Other railroads to serve Cleveland were constructed at that time. The Cleveland, Painesville & Ashtabula Railroad, which became part of the New York Central System, was incorporated in February 1848 as the first leg of a through route between Chicago and Buffalo. Its president was Herman B. Ely, after whom Elyria was named. Construction of this first segment began in 1850 and was finished in 1852. Another new line, the Cleveland & Pittsburgh Railroad (later the Pennsylvania) completed its first section from Cleveland to Hudson on February 22, 1851.

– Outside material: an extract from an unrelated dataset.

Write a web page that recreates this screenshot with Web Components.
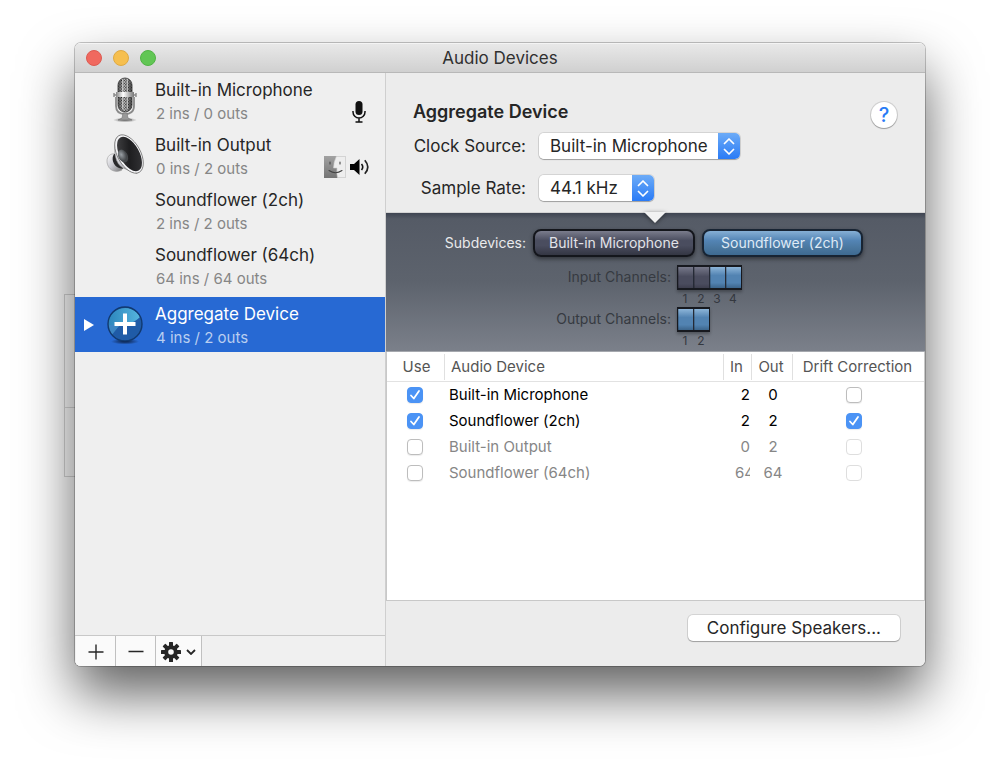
<!DOCTYPE html>
<html lang="en">
<head>
<meta charset="utf-8">
<meta name="viewport" content="width=device-width, initial-scale=1">
<title>Audio Devices</title>
<style>
  html { background: #fff; }
  body {
    margin: 0; box-sizing: border-box; min-height: 100vh;
    padding: 43px 75px 107px; display: flex;
    font-family: Inter, "Liberation Sans", sans-serif; font-size: 17px; line-height: 24px; color: #262626;
  }
</style>
</head>
<body>
<audio-window heading="Audio Devices">
  <device-list slot="sidebar">
    <device-item name="Built-in Microphone" detail="2 ins / 0 outs">
      <ui-icon slot="icon" name="studio-mic"></ui-icon>
      <ui-icon slot="status" name="mic"></ui-icon>
    </device-item>
    <device-item name="Built-in Output" detail="0 ins / 2 outs">
      <ui-icon slot="icon" name="speaker"></ui-icon>
      <ui-icon slot="status" name="face"></ui-icon>
      <ui-icon slot="status" name="volume"></ui-icon>
    </device-item>
    <device-item name="Soundflower (2ch)" detail="2 ins / 2 outs"></device-item>
    <device-item name="Soundflower (64ch)" detail="64 ins / 64 outs"></device-item>
    <device-item name="Aggregate Device" detail="4 ins / 2 outs" selected>
      <ui-icon slot="icon" name="aggregate"></ui-icon>
    </device-item>
  </device-list>
  <list-toolbar slot="sidebar"></list-toolbar>

  <device-settings slot="main" heading="Aggregate Device"></device-settings>
  <subdevice-panel slot="main"></subdevice-panel>
  <device-table slot="main"></device-table>
  <action-footer slot="main">Configure Speakers...</action-footer>
</audio-window>

<script>
const define = (name, render) => customElements.define(name, class extends HTMLElement {
  constructor() { super(); this.attachShadow({ mode: "open" }); }
  connectedCallback() { this.shadowRoot.innerHTML = render(this); }
});

/* Icons */
const gearTeeth = Array.from({ length: 8 }, (_, i) =>
  `<rect x="8" y="0" width="4" height="5" rx=".6" transform="rotate(${i * 45} 10 10)"/>`).join("");
const icons = {
  "studio-mic": [24, 48, `
    <defs>
      <linearGradient id="m"><stop offset="0" stop-color="#555"/><stop offset=".45" stop-color="#c8c8c8"/><stop offset="1" stop-color="#484848"/></linearGradient>
      <linearGradient id="b"><stop offset="0" stop-color="#888"/><stop offset=".4" stop-color="#fff"/><stop offset="1" stop-color="#777"/></linearGradient>
      <pattern id="d" width="2" height="2" patternUnits="userSpaceOnUse" patternTransform="rotate(45)"><rect width="1.1" height="1.1" fill="#222"/></pattern>
      <radialGradient id="s"><stop offset="0" stop-color="#444" stop-opacity=".8"/><stop offset="1" stop-color="#444" stop-opacity="0"/></radialGradient>
    </defs>
    <ellipse cx="12" cy="43" rx="12" ry="2.4" fill="url(#s)"/>
    <path d="M3 20v9c0 6 4 8 9 8s9-2 9-8v-9" fill="none" stroke="#8a8a8a" stroke-width="1.8"/>
    <path d="M10 36h4l1 5 4 2H5l4-2z" fill="#999" stroke="#666" stroke-width=".5"/>
    <rect x="5" y="1" width="14" height="34" rx="7" fill="url(#m)" stroke="#555"/>
    <rect x="5" y="1" width="14" height="34" rx="7" fill="url(#d)"/>
    <path d="M9.5 2v30M14.5 2v30" stroke="#ddd" stroke-width=".7"/>
    <rect x="3" y="15" width="18" height="5" fill="url(#b)"/>
    <path d="M1 16v4M23 16v4M1 18h2M21 18h2" stroke="#888" stroke-width="1.4"/>`],
  speaker: [38, 46, `
    <defs>
      <linearGradient id="r" x2="1" y2="1"><stop offset="0" stop-color="#fff"/><stop offset=".5" stop-color="#c9c9d0"/><stop offset="1" stop-color="#777"/></linearGradient>
      <linearGradient id="k" x2="1" y2="1"><stop offset="0" stop-color="#4b4b4d"/><stop offset=".5" stop-color="#1e1e20"/><stop offset="1" stop-color="#38383b"/></linearGradient>
      <radialGradient id="c" cx=".4" cy=".35"><stop offset="0" stop-color="#9aa0a5"/><stop offset="1" stop-color="#45484b"/></radialGradient>
    </defs>
    <path d="M9 21c-4-1-8 2-8 7s3 9 7 10c3 1 6 0 8-1l-4-14z" fill="url(#r)" stroke="#999" stroke-width=".6"/>
    <path d="M8 21c-3 4-1 12 5 14l4 1-4-15z" fill="#29292b"/>
    <path d="M10 6C7 18 9 31 17 35l14 5.500L14 2z" fill="url(#r)" stroke="#777" stroke-width=".5"/>
    <ellipse cx="23" cy="21" rx="11.500" ry="21" transform="rotate(-29 23 21)" fill="#f3f3f5" stroke="#777" stroke-width=".8"/>
    <ellipse cx="23.500" cy="21" rx="9.700" ry="18.800" transform="rotate(-29 23.500 21)" fill="url(#k)"/>
    <ellipse cx="17" cy="23" rx="4.600" ry="6.800" transform="rotate(-28 17 23)" fill="url(#c)"/>`],
  aggregate: [38, 40, `
    <defs>
      <linearGradient id="h" x2="1" y2="0"><stop offset="0" stop-color="#2c85bc"/><stop offset="1" stop-color="#55b5de"/></linearGradient>
      <radialGradient id="s"><stop offset="0" stop-color="#08152f" stop-opacity=".9"/><stop offset="1" stop-color="#08152f" stop-opacity="0"/></radialGradient>
    </defs>
    <ellipse cx="19" cy="36.5" rx="14" ry="3" fill="url(#s)"/>
    <circle cx="19" cy="19" r="17" fill="#1f5ba7"/>
    <path d="M2 20a17 17 0 0 1 32-8Q29 17 24 18T14 21z" fill="url(#h)"/>
    <path d="M2 20h12Q8 27 6 30 2 25 2 20" fill="#3b86c4"/>
    <circle cx="19" cy="19" r="17" fill="none" stroke="#11396f" stroke-width="1.4"/>
    <path d="M19 8.500v21M8.500 19h21" stroke="#fff" stroke-width="4"/>`],
  mic: [20, 22, `<g transform="translate(2)"><rect x="3.500" y="0" width="7" height="14" rx="3.500" fill="#111"/>
    <path d="M1 10v1a6 6 0 0 0 12 0v-1M7 17v3.500M3.500 21h7" fill="none" stroke="#111" stroke-width="1.5"/></g>`],
  face: [22, 22, `<defs><linearGradient id="f" x2="0" y2="1"><stop offset="0" stop-color="#a2a2a2"/><stop offset="1" stop-color="#747474"/></linearGradient></defs>
    <rect x=".5" y=".5" width="21" height="21" fill="#eee" stroke="#d4d4d4"/>
    <path d="M0 0h12.500Q9.500 6 9.500 12H13q-.5 4 .5 10H0z" fill="url(#f)"/>
    <path d="M12.500 0Q9.500 6 9.500 12H13q-.5 5 .5 10" fill="none" stroke="#ccc" stroke-width=".6"/>
    <path d="M6 6v2M16 6v2M5 14.500q6.500 4.500 13 0" fill="none" stroke="#444" stroke-width="1.1" stroke-linecap="round"/>`],
  volume: [20, 16, `<path d="M0 5h4l5.500-5v16L4 11H0z" fill="#050505"/>
    <path d="M11.500 5q2.500 3 0 6" fill="none" stroke="#111" stroke-width="1.600"/>
    <path d="M14.800 1.200q6 6.800 0 13.600" fill="none" stroke="#222" stroke-width="1.700"/>`],
  add: [16, 16, `<path d="M8 .5v15M.5 8h15" stroke="#262626" stroke-width="1.400"/>`],
  remove: [16, 16, `<path d="M.5 7.500h15" stroke="#262626" stroke-width="1.400"/>`],
  gear: [20, 20, `<g fill="#262626">${gearTeeth}</g><circle cx="10" cy="10" r="4.800" fill="none" stroke="#262626" stroke-width="4"/>`],
  down: [10, 6, `<path d="M1 1l4 4 4-4" fill="none" stroke="#262626" stroke-width="1.800"/>`],
  disclosure: [10, 12, `<path d="M0 0l10 6-10 6z" fill="#fff"/>`],
  updown: [12, 17, `<path d="M1.500 5.500L6 1l4.500 4.500M1.500 11.500L6 16l4.500-4.500" fill="none" stroke="#fff" stroke-width="1.700" stroke-linecap="round" stroke-linejoin="round"/>`]
};
define("ui-icon", el => {
  const [w, h, body] = icons[el.getAttribute("name")];
  return `<style>:host{display:block;flex:none;width:${w}px;height:${h}px}svg{display:block}</style>
    <svg width="${w}" height="${h}" viewBox="0 0 ${w} ${h}" aria-hidden="true">${body}</svg>`;
});

/* Window frame */
define("audio-window", el => `
  <style>
    :host { display: flex; flex-direction: column; flex: 1; min-width: 0; position: relative; }
    .behind { position: absolute; z-index: -1; left: -11px; top: 251px; width: 60px; height: 183px; box-sizing: border-box; border: 1px solid rgba(0,0,0,.16); }
    .behind::after { content: ""; display: block; height: 112px; border-bottom: 1px solid rgba(0,0,0,.14); }
    .frame { flex: 1; display: flex; flex-direction: column; border-radius: 6px; overflow: hidden; background: #ececec; }
    .shade { position: absolute; inset: 0; z-index: -2; border-radius: 6px; box-shadow: 0 0 0 1px rgba(0,0,0,.22), 0 28px 54px rgba(0,0,0,.62); }
    header { display: grid; grid-template-columns: 1fr auto 1fr; align-items: center; height: 29px; padding: 0 11px; border-bottom: 1px solid #b8b8b8;
      background: linear-gradient(#e9e9e9, #d0d0d0); box-shadow: inset 0 1px #f4f4f4; }
    .lights { display: flex; gap: 11px; }
    .lights button { width: 16px; height: 16px; padding: 0; border-radius: 50%; border: 1px solid #dd5a51; background: #f0695f; }
    .lights button:nth-child(2) { border-color: #dfaa43; background: #f6bf4f; }
    .lights button:nth-child(3) { border-color: #51b345; background: #61c654; }
    h1 { margin: 0; font-size: 17px; line-height: 24px; font-weight: 400; color: #303030; }
    .columns { flex: 1; display: grid; grid-template-columns: 311px minmax(0, 1fr); }
    aside { display: flex; flex-direction: column; background: #efefef; border-right: 1px solid #cfcfcf; }
    main { display: flex; flex-direction: column; min-width: 0; }
  </style>
  <div class="shade"></div><div class="behind"></div>
  <div class="frame">
    <header>
      <div class="lights"><button aria-label="Close"></button><button aria-label="Minimize"></button><button aria-label="Zoom"></button></div>
      <h1>${el.getAttribute("heading")}</h1>
    </header>
    <div class="columns">
      <aside><slot name="sidebar"></slot></aside>
      <main><slot name="main"></slot></main>
    </div>
  </div>`);

define("device-list", () => `<style>:host{display:flex;flex-direction:column;flex:1}</style><slot></slot>`);

define("device-item", el => `
  <style>
    :host { display: grid; grid-template-columns: 28px 44px 1fr auto; height: 55px; padding-right: 15px; }
    :host([selected]) { margin-top: 4px; background: #2769d3; color: #fff; }
    .arrow, .icon { display: grid; place-items: center; }
    .text { padding: 5px 0 0 8px; min-width: 0; white-space: nowrap; }
    .name { line-height: 24px; }
    .detail { font-size: 15px; line-height: 24px; padding-left: 1px; color: #868686; }
    :host([selected]) .detail { color: #b9cef0; }
    .status { display: flex; align-items: center; gap: 4px; align-self: end; height: 32px; }
  </style>
  <div class="arrow">${el.hasAttribute("selected") ? '<ui-icon name="disclosure"></ui-icon>' : ""}</div>
  <div class="icon"><slot name="icon"></slot></div>
  <div class="text"><div class="name">${el.getAttribute("name")}</div><div class="detail">${el.getAttribute("detail")}</div></div>
  <div class="status"><slot name="status"></slot></div>`);

define("list-toolbar", () => `
  <style>
    :host { display: flex; height: 30px; border-top: 1px solid #c8c8c8; padding-left: 1px; background: #f0f0f0; }
    button { display: flex; box-sizing: border-box; align-items: center; justify-content: center; gap: 5px; width: 40px; padding: 2px 0 0; border: 0; border-right: 1px solid #c0c0c0; background: #fafafa; }
    button:last-child { width: 46px; }
  </style>
  <button aria-label="Add device"><ui-icon name="add"></ui-icon></button>
  <button aria-label="Remove device"><ui-icon name="remove"></ui-icon></button>
  <button aria-label="Device actions"><ui-icon name="gear"></ui-icon><ui-icon name="down"></ui-icon></button>`);

/* Settings form */
define("popup-select", el => `
  <style>
    :host { display: block; position: relative; width: fit-content; border-radius: 5px; box-shadow: 0 0 0 1px rgba(0,0,0,.1), 0 1px 1px rgba(0,0,0,.25); }
    select { display: block; appearance: none; margin: 0; border: 0; border-radius: 5px; height: 26px; padding: 0 30px 0 11px; background: #fff; color: #262626; font: inherit; width: var(--select-width, auto); }
    span { position: absolute; right: 0; top: 0; bottom: 0; width: 22px; display: grid; place-items: center; pointer-events: none;
      border-radius: 0 5px 5px 0; background: linear-gradient(#6cabf7, #2a7bf6); }
  </style>
  <select aria-label="${el.getAttribute("label")}"><option>${el.getAttribute("value")}</option></select>
  <span><ui-icon name="updown"></ui-icon></span>`);

define("device-settings", el => `
  <style>
    :host { display: flex; justify-content: space-between; align-items: flex-start; box-sizing: border-box; height: 140px; padding: 27px 28px 0 27px; border-bottom: 1px solid #d4d4d4; }
    h2 { margin: 0 0 9px; font-size: 18px; line-height: 24px; font-weight: 600; }
    .form { display: grid; grid-template-columns: 113px auto; column-gap: 13px; row-gap: 16px; align-items: center; }
    .form > span { text-align: right; white-space: nowrap; }
    .rate { --select-width: 115px; }
    .clock { --select-width: 201px; }
    .help { width: 26px; height: 26px; margin-top: 2px; padding: 0; border: 0; border-radius: 50%; background: #fff; color: #2a7bf6; font: inherit; font-weight: 500; font-size: 20px; line-height: 26px;
      box-shadow: 0 0 0 1px rgba(0,0,0,.12), 0 1px 1px rgba(0,0,0,.25); }
  </style>
  <div>
    <h2>${el.getAttribute("heading")}</h2>
    <div class="form">
      <span>Clock Source:</span><popup-select class="clock" label="Clock Source" value="Built-in Microphone"></popup-select>
      <span>Sample Rate:</span><popup-select class="rate" label="Sample Rate" value="44.1 kHz"></popup-select>
    </div>
  </div>
  <button class="help" aria-label="Help">?</button>`);

/* Subdevices and channels */
define("channel-strip", el => {
  const kinds = el.getAttribute("kinds").split(" ");
  return `<style>
    :host { display: block; }
    .cells { display: flex; width: fit-content; border: 1px solid #17191f; border-width: 2px 1px; background: #252a36; box-shadow: 0 2px 3px rgba(0,0,0,.3); gap: 1px; }
    i { width: 15px; height: 21px; box-shadow: inset 1px 0 rgba(0,0,0,.2); background: linear-gradient(#767889, #4a4c5e 45%, #4a4c5e 80%, #3d3e4e); }
    i.blue { background: linear-gradient(#8db5d9, #5283b2 40%, #5283b2 75%, #3c658c); }
    ol { display: flex; margin: 0; padding: 2px 0 0; list-style: none; font-size: 12px; line-height: 14px; color: #34383f; }
    li { width: 16px; text-align: center; }
  </style>
  <div class="cells">${kinds.map(k => `<i class="${k}"></i>`).join("")}</div>
  <ol>${kinds.map((_, i) => `<li>${i + 1}</li>`).join("")}</ol>`;
});

define("subdevice-panel", () => `
  <style>
    :host { display: block; position: relative; box-sizing: border-box; height: 139px; padding-top: 16px; border-bottom: 1px solid #a5a8ae;
      background: linear-gradient(#3f4552, #555b66 6px, #5d636d 50%, #7b808a); font-size: 14px; line-height: 18px; }
    .pointer { position: absolute; left: 258px; top: -1px; width: 22px; height: 11px; display: block; filter: drop-shadow(0 1px 2px rgba(0,0,0,.5)); }
    .subs { display: grid; grid-template-columns: 140px 162px 161px; column-gap: 7px; align-items: center; height: 28px; }
    .subs > span { text-align: right; color: #e9eaec; }
    .subs button { height: 28px; margin: 0; padding: 0; border: 2px solid #14161c; border-radius: 8px; color: #e2e3e8; font: inherit; box-shadow: 0 2px 4px rgba(0,0,0,.45);
      background: linear-gradient(#7a7c8c, #4a4d5f 40%, #4a4d5f 60%, #343643); }
    .subs button.blue { border-color: #182433; color: #dfeaf5; background: linear-gradient(#86afd5, #5384b4 40%, #4a779f 70%, #3e6a91); }
    .channels { display: grid; grid-template-columns: 285px auto; column-gap: 6px; margin-top: 8px; }
    .channels + .channels { margin-top: 1px; }
    .channels > span { text-align: right; color: #363a41; padding-top: 3px; }
  </style>
  <svg class="pointer" viewBox="0 0 22 11" aria-hidden="true"><path d="M0 0h22L11 11z" fill="#f2f2f2"/></svg>
  <div class="subs"><span>Subdevices:</span><button>Built-in Microphone</button><button class="blue">Soundflower (2ch)</button></div>
  <div class="channels"><span>Input Channels:</span><channel-strip kinds="dark dark blue blue"></channel-strip></div>
  <div class="channels"><span>Output Channels:</span><channel-strip kinds="blue blue"></channel-strip></div>`);

/* Device table */
const devices = [
  { name: "Built-in Microphone", ins: 2, outs: 0, use: true, drift: false, on: true },
  { name: "Soundflower (2ch)", ins: 2, outs: 2, use: true, drift: true, on: true },
  { name: "Built-in Output", ins: 0, outs: 2, use: false, drift: false, on: false },
  { name: "Soundflower (64ch)", ins: 64, outs: 64, use: false, drift: false, on: false }
];
define("device-table", () => `
  <style>
    :host { display: block; flex: 1; background: #fff; border: 1px solid #c8c8c8; border-top: 0; font-size: 15px; line-height: 20px; }
    table { width: 100%; table-layout: fixed; border-collapse: collapse; }
    .use { width: 57px; } .in { width: 28px; } .out { width: 41px; } .drift { width: 132px; }
    th { height: 29px; padding: 0; font-weight: 400; color: #555; border-bottom: 1px solid #e2e2e2; white-space: nowrap; }
    th > span { display: block; border-left: 1px solid #e0e0e0; line-height: 26px; padding-right: 2px; }
    th:first-child > span { border-left: 0; padding: 0 0 0 2px; }
    th:nth-child(2) > span { text-align: left; padding-left: 6px; }
    td { height: 26px; padding: 0; text-align: center; color: #000; }
    td:nth-child(2) { text-align: left; padding-left: 5px; }
    td:nth-child(3) > span { display: block; width: 15px; margin-left: 12px; overflow: hidden; text-align: right; white-space: nowrap; }
    td.wide:nth-child(3) > span { text-align: left; }
    td:nth-child(4) { padding-left: 3px; }
    td:nth-child(5) { padding-right: 8px; }
    td:first-child { padding-right: 2px; }
    tr.off td { color: #868686; }
    input { appearance: none; display: block; box-sizing: border-box; margin: 0 auto; width: 16px; height: 16px; border: 1px solid #bdbdbd; border-radius: 4px; background: #fff; box-shadow: 0 1px 1px rgba(0,0,0,.08); }
    input:disabled { border-color: #dedede; box-shadow: none; }
    input:checked { border-color: #4b93f5; background: #4b93f5 url("data:image/svg+xml,%3Csvg xmlns='http://www.w3.org/2000/svg' viewBox='0 0 14 14'%3E%3Cpath d='M3 7.500l2.800 3L11 3' fill='none' stroke='white' stroke-width='1.800' stroke-linecap='round' stroke-linejoin='round'/%3E%3C/svg%3E") center / 14px 14px no-repeat; }
  </style>
  <table>
    <thead><tr>
      <th class="use"><span>Use</span></th><th><span>Audio Device</span></th><th class="in"><span>In</span></th><th class="out"><span>Out</span></th><th class="drift"><span>Drift Correction</span></th>
    </tr></thead>
    <tbody>${devices.map(d => `
      <tr class="${d.on ? "" : "off"}">
        <td><input type="checkbox" aria-label="Use ${d.name}" ${d.use ? "checked" : ""}></td>
        <td>${d.name}</td>
        <td class="${d.ins > 9 ? "wide" : ""}"><span>${d.ins}</span></td>
        <td>${d.outs}</td>
        <td><input type="checkbox" aria-label="Drift correction for ${d.name}" ${d.drift ? "checked" : ""} ${d.on ? "" : "disabled"}></td>
      </tr>`).join("")}</tbody>
  </table>`);

define("action-footer", () => `
  <style>
    :host { display: flex; justify-content: flex-end; align-items: flex-start; box-sizing: border-box; height: 65px; padding: 14px 25px 0; }
    button { height: 26px; padding: 0 19px; border: 0; border-radius: 5px; background: #fff; color: #262626; font: inherit; box-shadow: 0 0 0 1px rgba(0,0,0,.1), 0 1px 1px rgba(0,0,0,.25); }
  </style>
  <button><slot></slot></button>`);
</script>
</body>
</html>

When Kelley died on December 2, 1859, Cleveland was well started on the road leading toward its metropolitan destiny. The settlement of cabins that he had found a half-century before had been chewed up and swallowed, with scarcely a trace to remind those who followed of what had been. The city had come up out of the valley, abandoning it to commerce and industry and the smoke of the machine age beginning. Cleveland was beginning to live on the high bluff and a new city was forming which would be, in large measure, the handiwork of this urban artisan who had brought the world to its doorstep by water and by rail.

Of all the men who contributed to its future, Cleveland was most indebted to Alfred Kelley. Yet, strangely, it has been unwilling to thank him at all. There are no monuments to him, no parks named in his honor, no buildings erected in his name, no recollection of his person or his deeds anywhere in evidence.

But there is the city itself. Alfred Kelley helped to build it.